In Washington and London, however, Iraq's decision to obey
Blix's deadline to begin destruction—a deadline built up on
both sides of the Atlantic as a key test
of
cooperation—is discounted as yet another trick
by Saddam
that both Bush and Blair had foreseen.
The truth is that Iraq is still not complying,
said one
Whitehall source. Resolution 1441 demands full, complete and
immediate disclosure and disarmament, and that has not happened. The
missiles are a distraction from this.
To this end, Britain's ambassador to the UN, Sir Jeremy Greenstock, last week made an oral representation to members of the Security Council in closed session on Iraqi concealment of chemical and nerve agents, based on British intelligence. This week he will circulate a letter formally disclosing the same intelligence.
Washington and London will also make much of Blix's comments last
week that Iraq's belated and patchy cooperation, mandated under
resolution 1441, had been very limited so far
. It is this that
the war party will seize on as the material breach that—new
resolution or not—effectively authorizes war under the existing
resolution.
Which leaves the question of a Russian or a French veto.

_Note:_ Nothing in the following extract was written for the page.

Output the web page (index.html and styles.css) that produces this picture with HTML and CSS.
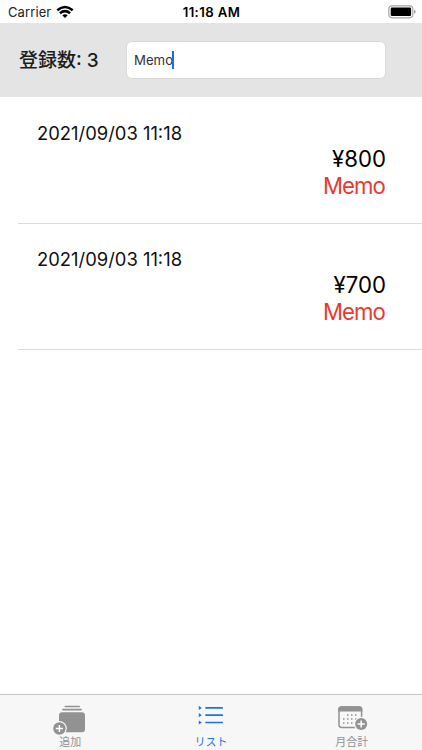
FILE: index.html
```html
<!DOCTYPE html>
<html lang="ja">
<head>
  <meta charset="UTF-8" />
  <meta name="viewport" content="width=device-width, initial-scale=1.0"/>
  <title>リスト</title>
  <link rel="stylesheet" href="styles.css">
</head>
<body>

  <div class="status-bar">
    <div class="carrier">
      <span>Carrier</span>
      <svg class="wifi" width="18" height="14" viewBox="0 0 18 14">
        <g fill="none" stroke="#000" stroke-width="2.5">
          <path d="M1.3 5.3 Q9 -1.2 16.7 5.3"/>
          <path d="M3.9 8.3 Q9 4 14.1 8.3"/>
        </g>
        <path d="M6.3 10.3 Q9 8.2 11.7 10.3 L9 12.9 Z"/>
      </svg>
    </div>
    <div class="time">11:18 AM</div>
    <div class="battery">
      <svg width="28" height="14" viewBox="0 0 28 14">
        <rect x="0.8" y="0.8" width="24" height="12" rx="3.2" fill="none" stroke="#a5a3a6" stroke-width="1.2"/>
        <rect x="2.7" y="2.6" width="20.4" height="8.4" rx="1.3"/>
        <path d="M26 4.8 Q27.8 5.2 27.8 6.8 Q27.8 8.4 26 8.8 Z" fill="#a5a3a6"/>
      </svg>
    </div>
  </div>

  <div class="header">
    <h1>登録数: 3</h1>
    <div class="search"><span>Memo</span><i class="caret"></i></div>
  </div>

  <div class="list">
    <div class="item">
      <div class="date">2021/09/03 11:18</div>
      <div class="price">¥800</div>
      <div class="memo">Memo</div>
    </div>
    <div class="item">
      <div class="date">2021/09/03 11:18</div>
      <div class="price">¥700</div>
      <div class="memo">Memo</div>
    </div>
  </div>

  <div class="tab-bar">
    <div class="tab">
      <svg width="40" height="32" viewBox="0 0 40 32">
        <rect x="14.5" y="2.8" width="15.5" height="1.4" rx="0.7" fill="#929292"/>
        <rect x="12" y="5.8" width="20" height="1.6" rx="0.8" fill="#929292"/>
        <rect x="9" y="9.2" width="26" height="20" rx="3.2" fill="#929292"/>
        <circle cx="9.4" cy="25.5" r="7.4" fill="#f7f7f7"/>
        <circle cx="9.4" cy="25.5" r="6.2" fill="#929292"/>
        <path d="M5.8 25.5 H13 M9.4 21.9 V29.1" stroke="#fff" stroke-width="1.5"/>
      </svg>
      <span>追加</span>
    </div>
    <div class="tab active">
      <svg width="40" height="32" viewBox="0 0 40 32">
        <path d="M7.8 2.8 L10.8 4.9 L7.8 7 Z M7.8 10.1 L10.8 12.2 L7.8 14.3 Z M7.8 17.4 L10.8 19.5 L7.8 21.6 Z" fill="#1a73e8"/>
        <path d="M15 4.9 H31.2 M15 12.2 H31.2 M15 19.5 H31.2" stroke="#1a73e8" stroke-width="1.7" stroke-linecap="round"/>
      </svg>
      <span>リスト</span>
    </div>
    <div class="tab">
      <svg width="40" height="32" viewBox="0 0 40 32">
        <rect x="7" y="4" width="22.6" height="20.6" rx="3" fill="none" stroke="#929292" stroke-width="1.5"/>
        <path d="M6.2 8.6 V6.2 Q6.2 3.2 9.2 3.2 H27.4 Q30.4 3.2 30.4 6.2 V8.6 Z" fill="#929292"/>
        <path d="M15 12 H26.5 M11 16 H26.5 M11 20 H22.5" stroke="#929292" stroke-width="1.5" stroke-dasharray="1.5 2.5"/>
        <circle cx="29.2" cy="21" r="7.2" fill="#f7f7f7"/>
        <circle cx="29.2" cy="21" r="6" fill="#929292"/>
        <path d="M25.6 21 H32.8 M29.2 17.4 V24.6" stroke="#fff" stroke-width="1.5"/>
      </svg>
      <span>月合計</span>
    </div>
  </div>

</body>
</html>
```
FILE: styles.css
```css
* {
  box-sizing: border-box;
}

body {
  margin: 0;
  height: 100vh;
  display: flex;
  flex-direction: column;
  font-family: Inter, "Noto Sans CJK JP", sans-serif;
  background: #fff;
  color: #000;
}

.status-bar {
  height: 23px;
  flex: none;
  display: grid;
  grid-template-columns: 1fr auto 1fr;
  align-items: center;
  padding: 1px 6px 0 8px;
  font-size: 13px;
}

.carrier {
  display: flex;
  align-items: center;
  gap: 5px;
  color: #222;
  letter-spacing: 0.1px;
}

.time {
  font-weight: 600;
  font-size: 13.2px;
  letter-spacing: 0.4px;
  margin-right: 1px;
}

.battery {
  display: flex;
  justify-content: flex-end;
}

.header {
  height: 74px;
  flex: none;
  display: flex;
  align-items: center;
  padding: 0 36px 0 19px;
  background: #e4e4e4;
}

.header h1 {
  width: 107px;
  margin: 0;
  padding-top: 2px;
  font-size: 19px;
  font-weight: 500;
  line-height: 28px;
  color: #1c1c1c;
  white-space: nowrap;
}

.search {
  flex: 1;
  height: 38px;
  display: flex;
  align-items: center;
  padding: 0 7px;
  border: 1px solid #dadada;
  border-radius: 6px;
  background: #fff;
  font-size: 13.2px;
  color: #333;
}

.caret {
  width: 2px;
  height: 18px;
  margin-left: -1px;
  background: #1a6df0;
}

.list {
  flex: 1;
  padding: 1px 0 0 18px;
}

.item {
  height: 126px;
  padding: 23px 36px 0 19px;
  border-bottom: 1px solid #dcdcdc;
}

.date {
  margin-bottom: -1px;
  font-size: 18.4px;
  line-height: 25px;
  color: #111;
}

.price,
.memo {
  font-size: 22.2px;
  line-height: 27px;
  text-align: right;
}

.memo {
  color: #e73a30;
  letter-spacing: -0.9px;
  padding-right: 1px;
}

.tab-bar {
  height: 56px;
  flex: none;
  display: flex;
  border-top: 1px solid #c4c4c4;
  background: #f7f7f7;
}

.tab {
  flex: 1;
  display: flex;
  flex-direction: column;
  align-items: center;
  padding-top: 8px;
  font-size: 11px;
  font-weight: 400;
  color: #929292;
}

.tab svg {
  flex: none;
}

.tab span {
  line-height: 14px;
}

.active {
  color: #1a73e8;
}
```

While in
Washington and London officials have pooh-poohed the idea that Russia
might really veto any resolution, Foreign Minister Igor Ivanov
apparently does not share the US view. Speaking to reporters in
Beijing on Friday, he insisted that Russia has the right to
veto
and will use it if it is necessary in the interests of
international stability
.
In the end, however, even those most hostile to the US and Britain's search for a new resolution are deeply pessimistic that war can be avoided. What America wants, America will get, they believe. And there is the United States' most powerful threat of all: that it will damage not only national interests, but render the United Nations an irrelevance when confronted by the reality of US power.